What you are asked to do
Output the material word for word. Leave each picture out.

Material provided
┏━━

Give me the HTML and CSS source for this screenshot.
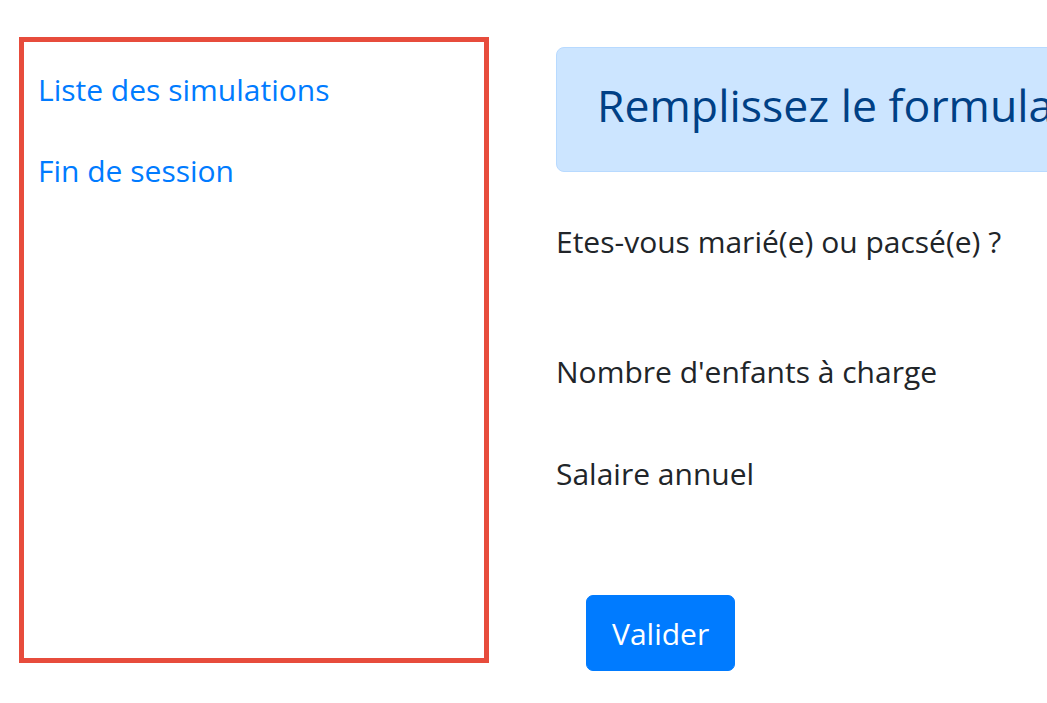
FILE: index.html
```html
<!DOCTYPE html>
<html lang="fr">
<head>
<meta charset="utf-8">
<title>Simulateur</title>
<link rel="stylesheet" href="styles.css">
</head>
<body>
<div class="page">
  <nav class="sidebar">
    <a class="nav-link" href="#">Liste des simulations</a>
    <a class="nav-link" href="#">Fin de session</a>
  </nav>
  <main class="content">
    <div class="alert">
      <h4 class="alert-title">Remplissez le formulaire ci-dessous puis validez-le</h4>
    </div>
    <form class="form">
      <div class="form-group fg-married">
        <label class="form-label">Etes-vous marié(e) ou pacsé(e) ?</label>
      </div>
      <div class="form-group fg-children">
        <label class="form-label">Nombre d'enfants à charge</label>
      </div>
      <div class="form-group fg-salary">
        <label class="form-label">Salaire annuel</label>
      </div>
      <div class="form-actions">
        <button type="button" class="btn">Valider</button>
      </div>
    </form>
  </main>
</div>
</body>
</html>
```

FILE: styles.css
```css
html {
  overflow: hidden;
}

body {
  margin: 0;
  font-family: "Open Sans", "Noto Sans", sans-serif;
  font-size: 30px;
  line-height: 48px;
  color: #212529;
  background: #ffffff;
}

.page {
  display: flex;
  align-items: flex-start;
  padding: 37px 0 0 19px;
}

.sidebar {
  flex: 0 0 auto;
  width: 470px;
  height: 626px;
  box-sizing: border-box;
  border: 5px solid #e74c3c;
  padding-top: 8px;
  display: flex;
  flex-direction: column;
}

.nav-link {
  display: block;
  padding: 16px 14px 17px;
  color: #007bff;
  text-decoration: none;
}

.content {
  flex: 0 0 auto;
  width: 820px;
  margin-left: 67px;
  margin-top: 10px;
}

.alert {
  background: #cce5ff;
  border: 1px solid #b8daff;
  border-radius: 8px;
  padding: 28px 40px 24px;
  color: #004085;
}

.alert-title {
  margin: 0 0 13px;
  font-size: 44.6px;
  font-weight: 400;
  line-height: 57.6px;
  white-space: nowrap;
}

.form {
  margin-top: 32px;
}

.form-group {
  box-sizing: border-box;
  padding-top: 14px;
}

.form-label {
  display: block;
}

.fg-married {
  height: 130px;
}

.fg-children {
  height: 102px;
}

.fg-salary {
  height: 100px;
}

.form-actions {
  margin-top: 59px;
  padding-left: 30px;
}

.btn {
  font-family: inherit;
  font-size: inherit;
  line-height: 48px;
  color: #ffffff;
  background: #007bff;
  border: 1px solid #007bff;
  border-radius: 7px;
  padding: 14px 25px 12px;
}
```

┗━━

Expected answer
Give me the HTML and CSS source for this screenshot.
FILE: index.html
```html
<!DOCTYPE html>
<html lang="fr">
<head>
<meta charset="utf-8">
<title>Simulateur</title>
<link rel="stylesheet" href="styles.css">
</head>
<body>
<div class="page">
  <nav class="sidebar">
    <a class="nav-link" href="#">Liste des simulations</a>
    <a class="nav-link" href="#">Fin de session</a>
  </nav>
  <main class="content">
    <div class="alert">
      <h4 class="alert-title">Remplissez le formulaire ci-dessous puis validez-le</h4>
    </div>
    <form class="form">
      <div class="form-group fg-married">
        <label class="form-label">Etes-vous marié(e) ou pacsé(e) ?</label>
      </div>
      <div class="form-group fg-children">
        <label class="form-label">Nombre d'enfants à charge</label>
      </div>
      <div class="form-group fg-salary">
        <label class="form-label">Salaire annuel</label>
      </div>
      <div class="form-actions">
        <button type="button" class="btn">Valider</button>
      </div>
    </form>
  </main>
</div>
</body>
</html>
```

FILE: styles.css
```css
html {
  overflow: hidden;
}

body {
  margin: 0;
  font-family: "Open Sans", "Noto Sans", sans-serif;
  font-size: 30px;
  line-height: 48px;
  color: #212529;
  background: #ffffff;
}

.page {
  display: flex;
  align-items: flex-start;
  padding: 37px 0 0 19px;
}

.sidebar {
  flex: 0 0 auto;
  width: 470px;
  height: 626px;
  box-sizing: border-box;
  border: 5px solid #e74c3c;
  padding-top: 8px;
  display: flex;
  flex-direction: column;
}

.nav-link {
  display: block;
  padding: 16px 14px 17px;
  color: #007bff;
  text-decoration: none;
}

.content {
  flex: 0 0 auto;
  width: 820px;
  margin-left: 67px;
  margin-top: 10px;
}

.alert {
  background: #cce5ff;
  border: 1px solid #b8daff;
  border-radius: 8px;
  padding: 28px 40px 24px;
  color: #004085;
}

.alert-title {
  margin: 0 0 13px;
  font-size: 44.6px;
  font-weight: 400;
  line-height: 57.6px;
  white-space: nowrap;
}

.form {
  margin-top: 32px;
}

.form-group {
  box-sizing: border-box;
  padding-top: 14px;
}

.form-label {
  display: block;
}

.fg-married {
  height: 130px;
}

.fg-children {
  height: 102px;
}

.fg-salary {
  height: 100px;
}

.form-actions {
  margin-top: 59px;
  padding-left: 30px;
}

.btn {
  font-family: inherit;
  font-size: inherit;
  line-height: 48px;
  color: #ffffff;
  background: #007bff;
  border: 1px solid #007bff;
  border-radius: 7px;
  padding: 14px 25px 12px;
}
```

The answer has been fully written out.